While there’s still plenty of uncertainty regarding the bitcoins, the popularity of the same has grown. One can obtain bitcoins by “mining”, in which user can use the most of their informatics knowledge to record their payments into public ledger. Bitcoins can also be obtained via trade with other currency and in transactions of goods and services. Since the transaction fees are lower than the traditional models, no wonder the popularity of this currency keeps increasing. There’s a drawback in this system, the users of bitcoins are not protected by refund rights.
Circulation and savings
The advantage of mining is that by recording the payment, in the case of success, the reward is new bitcoins and transaction fees, which mean that each transfer will imply the creation of more “money”. Since we’re talking about electronic money, how can we keep it? Using a simple wallet of course! Well, it’s not a simple wallet, it’s a piece of hardware especially designed to transact bitcoins with two cryptographic keys, a public and a private one. There’s the possibility of using several types of wallets, the software wallets have a connection with the network, allowing transactions while holding the identity, online wallets are the same than the software ones, but more intuitive, there’s also the physical wallets, which are safer, since they are off the network.

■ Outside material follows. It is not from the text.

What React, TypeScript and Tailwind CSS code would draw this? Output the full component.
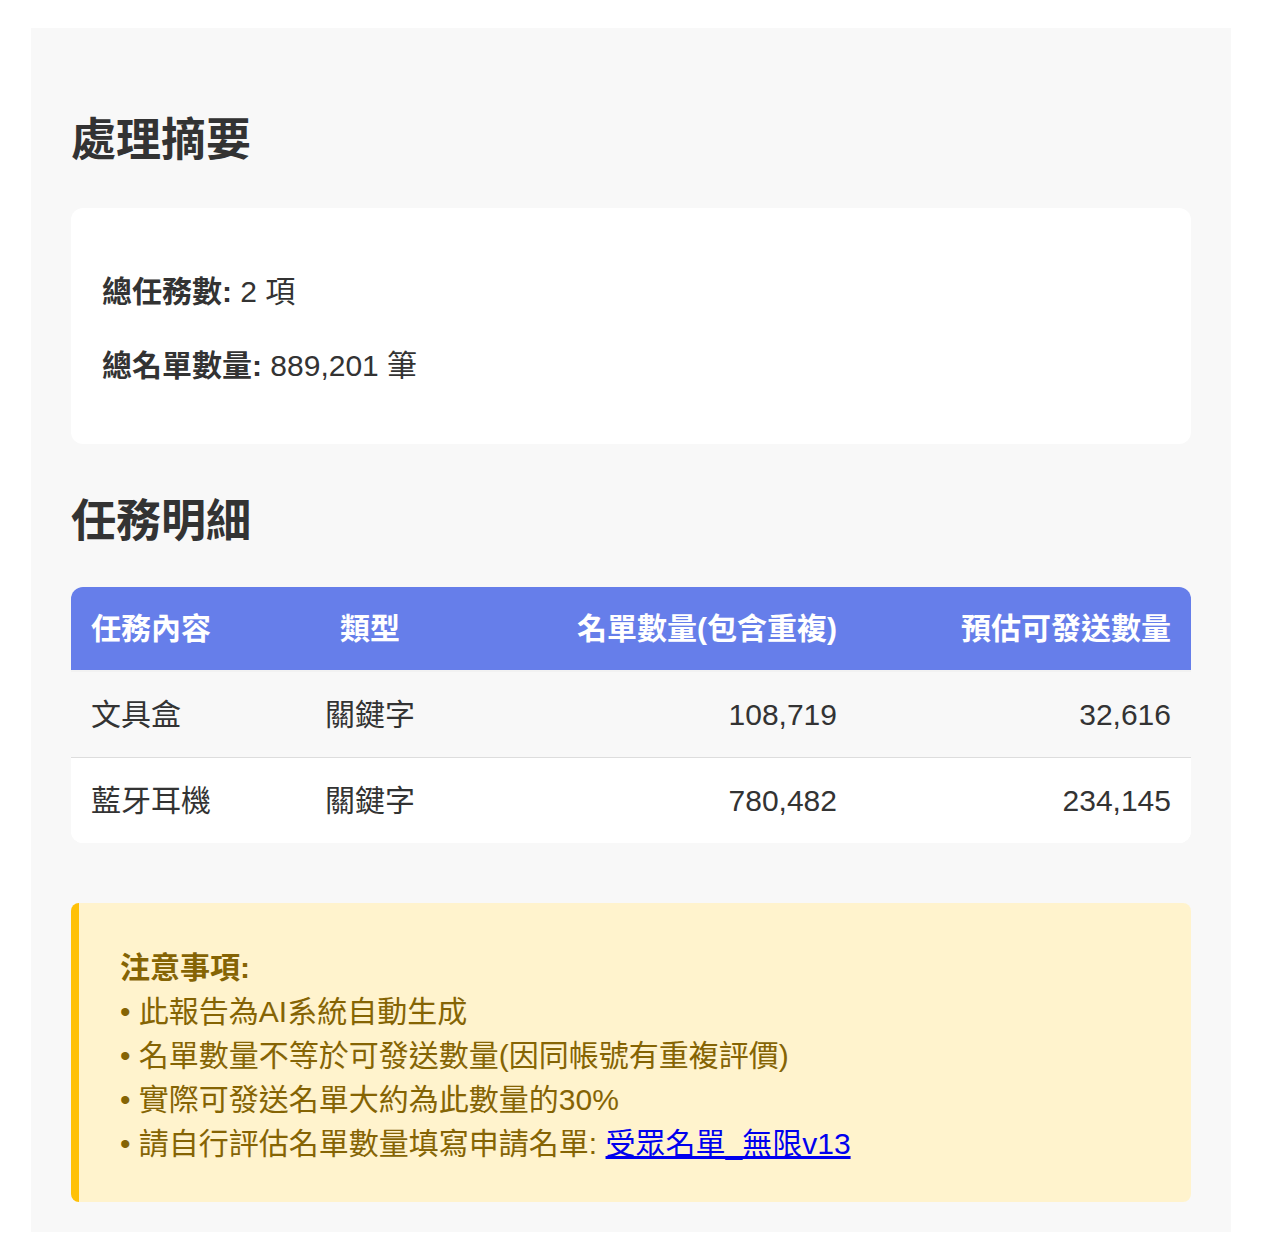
import React from "react";

const rows = [
  { name: "文具盒", type: "關鍵字", total: "108,719", sendable: "32,616" },
  { name: "藍牙耳機", type: "關鍵字", total: "780,482", sendable: "234,145" },
];

const notes = [
  "此報告為AI系統自動生成",
  "名單數量不等於可發送數量(因同帳號有重複評價)",
  "實際可發送名單大約為此數量的30%",
];

const App: React.FC = () => {
  return (
    <div
      className="min-h-[1260px] bg-white pt-[28px] pl-[31px]"
      style={{ fontFamily: '"Liberation Sans", Arial, "Noto Sans CJK TC", sans-serif' }}
    >
      <div className="w-[1200px] bg-[#f8f8f8] px-[40px] pt-[86px] pb-[30px] text-[#333]">
        {/* Summary */}
        <h2 className="text-[45px] font-bold leading-[53px] text-[#333]">處理摘要</h2>
        <div className="mt-[41px] flex flex-col gap-[31px] rounded-[12px] bg-white px-[31px] pt-[62px] pb-[57px] text-[30px] leading-[43px] text-[#333]">
          <p>
            <span className="font-bold">總任務數:</span> 2 項
          </p>
          <p>
            <span className="font-bold">總名單數量:</span> 889,201 筆
          </p>
        </div>

        {/* Detail */}
        <h2 className="mt-[51px] text-[45px] font-bold leading-[53px] text-[#333]">任務明細</h2>
        <div className="mt-[39px] overflow-hidden rounded-[12px] bg-white">
          <table className="w-full table-fixed border-collapse text-[30px] leading-[43px]">
            <colgroup>
              <col className="w-[208px]" />
              <col className="w-[182px]" />
              <col className="w-[396px]" />
              <col className="w-[334px]" />
            </colgroup>
            <thead>
              <tr className="bg-[#667eea] text-white">
                <th className="px-[20px] py-[20px] text-left font-bold">任務內容</th>
                <th className="px-[20px] py-[20px] text-center font-bold">類型</th>
                <th className="px-[20px] py-[20px] text-right font-bold">名單數量(包含重複)</th>
                <th className="px-[20px] py-[20px] text-right font-bold">預估可發送數量</th>
              </tr>
            </thead>
            <tbody>
              {rows.map((r, i) => (
                <tr
                  key={r.name}
                  className={
                    i === 0
                      ? "border-t-2 border-b border-t-[#f2f2f2] border-b-[#dddddd] bg-[#f8f8f8]"
                      : "bg-white"
                  }
                >
                  <td className="px-[20px] py-[21px] text-left">{r.name}</td>
                  <td className="px-[20px] py-[21px] text-center">{r.type}</td>
                  <td className="px-[20px] py-[21px] text-right">{r.total}</td>
                  <td className="px-[20px] py-[21px] text-right">{r.sendable}</td>
                </tr>
              ))}
            </tbody>
          </table>
        </div>

        {/* Notice */}
        <div className="mt-[60px] rounded-[8px] border-l-[8px] border-[#ffc107] bg-[#fff3cd] pl-[41px] pr-[40px] pt-[43px] pb-[36px] text-[30px] leading-[44px] text-[#856404]">
          <p className="font-bold">注意事項:</p>
          {notes.map((n) => (
            <p key={n}>• {n}</p>
          ))}
          <p>
            • 請自行評估名單數量填寫申請名單:{" "}
            <a href="#" className="text-[#0000ee] underline">
              受眾名單_無限v13
            </a>
          </p>
        </div>
      </div>
    </div>
  );
};

export default App;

This is the biggest issue regarding bitcoins, like every digital system with connection to a network, it presents several exploits, and it keeps happening, although the transfers require identification, artificial bitcoins keep getting created. This problem is difficult to be bypassed since there’s also the problem of privacy. Users cannot be identified and have their data in public, since the users are not identified by name, but by other identification means, this leads to several potential menaces, although the security systems are getting more complex.
There’s one sentence that says that “money are simply number in a computer”, bitcoins take that sentence literally, not only numbers, but they are also virtual memory, which makes it a reliable system. In 2013, the first bitcoin ATM was installed in Vancouver, Canada. With the evolution of the system, in the beginning of this year, the first regulated bitcoin exchange was created; it will allow controlling the inflation of this system.
The inflation is expected to happen, in our system, that mechanism is controlled, since for each coin, there must be an equivalent in goods, while with a bitcoin; it’s only needed to have “virtual” space. Australia uses bitcoins frequently in the daily routines, China placed several restrictions in the use of bitcoins, and European Union is waiting for a regulatory regime before handling this currency and the United States of America are giving a step towards a normal use of bitcoins, with the approval of several regulations.
Bitcoins are hard to earn, limited in supply since they depend on verified transactions, the price of each bitcoin keeps increasing in a logarithmic scale, since it’s required to implement measures so that there won’t be an unbalanced growth. Nowadays each bitcoin is worth around 200 dollars. This system is already used by over 100 000 merchants, which makes it a successful system.